Dataset extract:
☆ ☆ ☆ ☆ ☆

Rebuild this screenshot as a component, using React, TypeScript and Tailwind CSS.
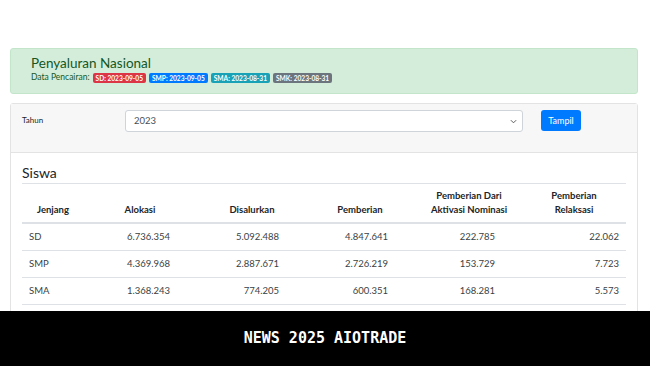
import React from "react";

const rows = [
  ["SD", "6.736.354", "5.092.488", "4.847.641", "222.785", "22.062"],
  ["SMP", "4.369.968", "2.887.671", "2.726.219", "153.729", "7.723"],
  ["SMA", "1.368.243", "774.205", "600.351", "168.281", "5.573"],
];

const cols = "grid-cols-[78px_78px_109px_109px_107px_123px]";

export default function App() {
  return (
    <div
      className="relative w-[650px] h-[366px] overflow-hidden bg-white"
      style={{ fontFamily: "Lato, 'Open Sans', sans-serif" }}
    >
      <div className="pt-[48px] pl-[10px]">
        {/* Alert */}
        <div className="w-[628px] h-[46px] rounded-[3px] bg-[#d4edda] border border-[#c3e6cb] pl-[20px] pt-[6px] text-[#155724]">
          <div className="text-[13.5px] leading-[17px]">Penyaluran Nasional</div>
          <div className="flex items-center gap-[3px] text-[8.5px] leading-[11px]">
            <span>Data Pencairan:</span>
            <span className="rounded-[2px] bg-[#dc3545] text-white font-bold text-[6.6px] leading-[10px] px-[3px]">SD: 2023-09-05</span>
            <span className="rounded-[2px] bg-[#007bff] text-white font-bold text-[6.6px] leading-[10px] px-[3px]">SMP: 2023-09-05</span>
            <span className="rounded-[2px] bg-[#17a2b8] text-white font-bold text-[6.6px] leading-[10px] px-[3px]">SMA: 2023-08-31</span>
            <span className="rounded-[2px] bg-[#6c757d] text-white font-bold text-[6.6px] leading-[10px] px-[3px]">SMK: 2023-08-31</span>
          </div>
        </div>

        {/* Card */}
        <div className="mt-[9px] w-[628px] border border-[#e3e3e3] rounded-[3px]">
          <div className="h-[49px] bg-[#f7f7f7] border-b border-[#e3e3e3] flex items-start pt-[6px] pl-[11px]">
            <div className="w-[103px] pt-[5px] text-[8px] leading-[10px] text-[#212529]">Tahun</div>
            <div className="w-[398px] h-[22px] bg-white border border-[#ced4da] rounded-[3px] flex items-center justify-between pl-[8px] pr-[5px] text-[9.5px] text-[#495057]">
              <span>2023</span>
              <svg width="7" height="5" viewBox="0 0 8 5" fill="none">
                <path d="M1 1l3 3 3-3" stroke="#555" strokeWidth="1.1" />
              </svg>
            </div>
            <div className="ml-[18px] w-[40px] h-[21px] bg-[#007bff] rounded-[3px] flex items-center justify-center text-white text-[9px]">
              Tampil
            </div>
          </div>
          <div className="pt-[11px] px-[11px] pb-[12px]">
            <div className="text-[14px] leading-[17px] text-[#212529] mb-[2px]">Siswa</div>
            <div className="border-t border-[#dee2e6] text-[9.5px] text-[#212529]">
              <div className={`grid ${cols} items-end font-bold border-b-2 border-[#dee2e6] leading-[14px]`}>
                <div className="pt-[5px] pb-[5px] pr-[16px] text-center">Jenjang</div>
                <div className="pt-[5px] pb-[5px] pl-[2px] text-center">Alokasi</div>
                <div className="pt-[5px] pb-[5px] pl-[39px] text-center">Disalurkan</div>
                <div className="pt-[5px] pb-[5px] pl-[37px] text-center">Pemberian</div>
                <div className="pt-[5px] pb-[5px] pl-[39px] flex flex-col items-center whitespace-nowrap">
                  <span>Pemberian Dari</span>
                  <span>Aktivasi Nominasi</span>
                </div>
                <div className="pt-[5px] pb-[5px] pl-[19px] flex flex-col items-center whitespace-nowrap">
                  <span>Pemberian</span>
                  <span>Relaksasi</span>
                </div>
              </div>
              {rows.map((r) => (
                <div key={r[0]} className={`grid ${cols} border-b border-[#dee2e6] leading-[14px] text-[#3a3f44]`}>
                  <div className="py-[6px] pl-[7px]">{r[0]}</div>
                  <div className="py-[6px] pr-[8px] text-right">{r[1]}</div>
                  <div className="py-[6px] pr-[8px] text-right">{r[2]}</div>
                  <div className="py-[6px] pr-[8px] text-right">{r[3]}</div>
                  <div className="py-[6px] pr-[8px] text-right">{r[4]}</div>
                  <div className="py-[6px] pr-[7px] text-right">{r[5]}</div>
                </div>
              ))}
            </div>
          </div>
        </div>
      </div>

      {/* Overlay banner */}
      <div className="absolute left-0 right-0 bottom-0 h-[55px] bg-black flex items-center justify-center">
        <span
          className="text-white text-[15px] font-bold"
          style={{ fontFamily: "'DejaVu Sans Mono', 'Liberation Mono', monospace" }}
        >
          NEWS 2025 AIOTRADE
        </span>
      </div>
    </div>
  );
}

☆ ☆ ☆ ☆ ☆

Problem requirements:
Each line that has the word "React" should be copied.

Exercise response:
Rebuild this screenshot as a component, using React, TypeScript and Tailwind CSS.
import React from "react";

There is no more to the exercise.